Un autre jour, j’allai visiter l’îlot occidental ; sur cet îlot, la végétation est peut-être plus luxuriante que sur tous les autres. Les cocotiers poussent généralement à une certaine distance les uns des autres ; mais ici, les jeunes croissent à l’ombre de leurs immenses parents et forment les retraites les plus ombragées. Ceux-là seuls à qui il a été donné de le faire, savent combien il est délicieux de se reposer à l’ombre de ces arbres et de boire le lait si frais et si agréable du coco. Dans cette île, il y a une espèce de baie ; le sol de cette baie est du plus beau sable blanc ; il est parfaitement de niveau et n’est couvert d’eau qu’à la marée haute ; de petites criques pénètrent en outre dans les bois environnants. C’est un charmant spectacle que de voir ce champ de sable blanc éblouissant environné par ces admirables cocotiers.

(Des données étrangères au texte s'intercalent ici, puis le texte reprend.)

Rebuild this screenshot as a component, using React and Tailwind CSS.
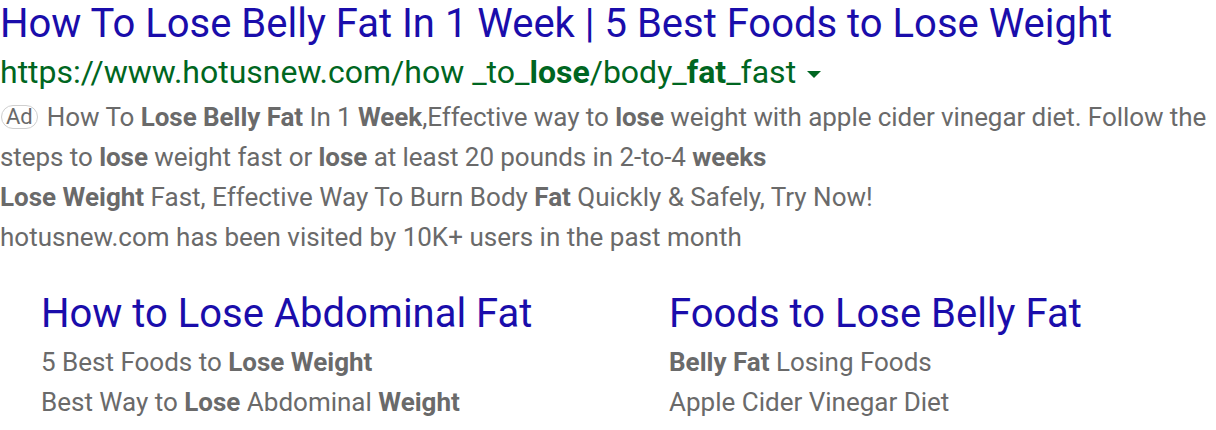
export default function App() {
  return (
    <div className="bg-white w-[1216px] h-[430px] overflow-hidden font-['Roboto',sans-serif]">
      <div className="text-[40px] leading-[48px] text-[#1a0dab] whitespace-nowrap">
        How To Lose Belly Fat In 1 Week | 5 Best Foods to Lose Weight
      </div>
      <div className="flex items-center text-[32px] leading-[48px] text-[#006621] whitespace-nowrap">
        <span>
          https://www.hotusnew.com/how _to_<b>lose</b>/body_<b>fat</b>_fast
        </span>
        <svg width="14" height="7" viewBox="0 0 14 7" className="ml-[11px] mt-[4px]">
          <path d="M0 0h14L7 7z" fill="#006621" />
        </svg>
      </div>
      <div className="text-[26px] leading-[40px] text-[#6a6a6a] mt-[1px]">
        <p className="tracking-[-0.06px]">
          <span className="inline-block border border-[#cfcfcf] rounded-full text-[22px] leading-[22px] px-[4px] ml-[1px] mr-[9px] align-[2px] tracking-normal">
            Ad
          </span>
          How To <b>Lose Belly Fat</b> In 1 <b>Week</b>,Effective way to <b>lose</b> weight with apple cider vinegar diet. Follow the steps to <b>lose</b> weight fast or <b>lose</b> at least 20 pounds in 2-to-4 <b>weeks</b>
        </p>
        <p>
          <b>Lose Weight</b> Fast, Effective Way To Burn Body <b>Fat</b> Quickly &amp; Safely, Try Now!
        </p>
        <p>hotusnew.com has been visited by 10K+ users in the past month</p>
      </div>
      <div className="grid grid-cols-[628px_1fr] pl-[41px] mt-[29px]">
        <div>
          <div className="text-[40px] leading-[56px] text-[#1a0dab]">How to Lose Abdominal Fat</div>
          <div className="text-[26px] leading-[40px] text-[#6a6a6a]">
            <p>5 Best Foods to <b>Lose Weight</b></p>
            <p>Best Way to <b>Lose</b> Abdominal <b>Weight</b></p>
          </div>
        </div>
        <div>
          <div className="text-[40px] leading-[56px] text-[#1a0dab]">Foods to Lose Belly Fat</div>
          <div className="text-[26px] leading-[40px] text-[#6a6a6a]">
            <p><b>Belly Fat</b> Losing Foods</p>
            <p>Apple Cider Vinegar Diet</p>
          </div>
        </div>
      </div>
    </div>
  );
}
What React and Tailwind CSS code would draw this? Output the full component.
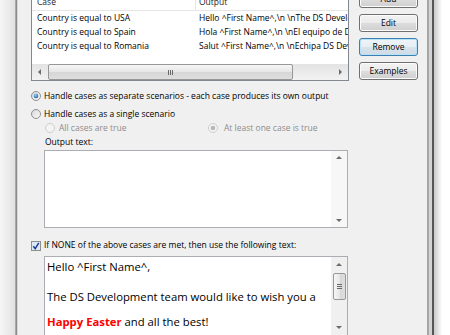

J’ai déjà fait allusion à un crabe qui se nourrit de noix de coco ; il est fort commun dans toutes les parties de la terre sèche, et il atteint une grosseur monstrueuse ; il est très-proche parent du

  1. Des indigènes de ces îles, emmenés par Kotzebue au Kamtschatka, recueillaient des pierres pour les emporter avec eux.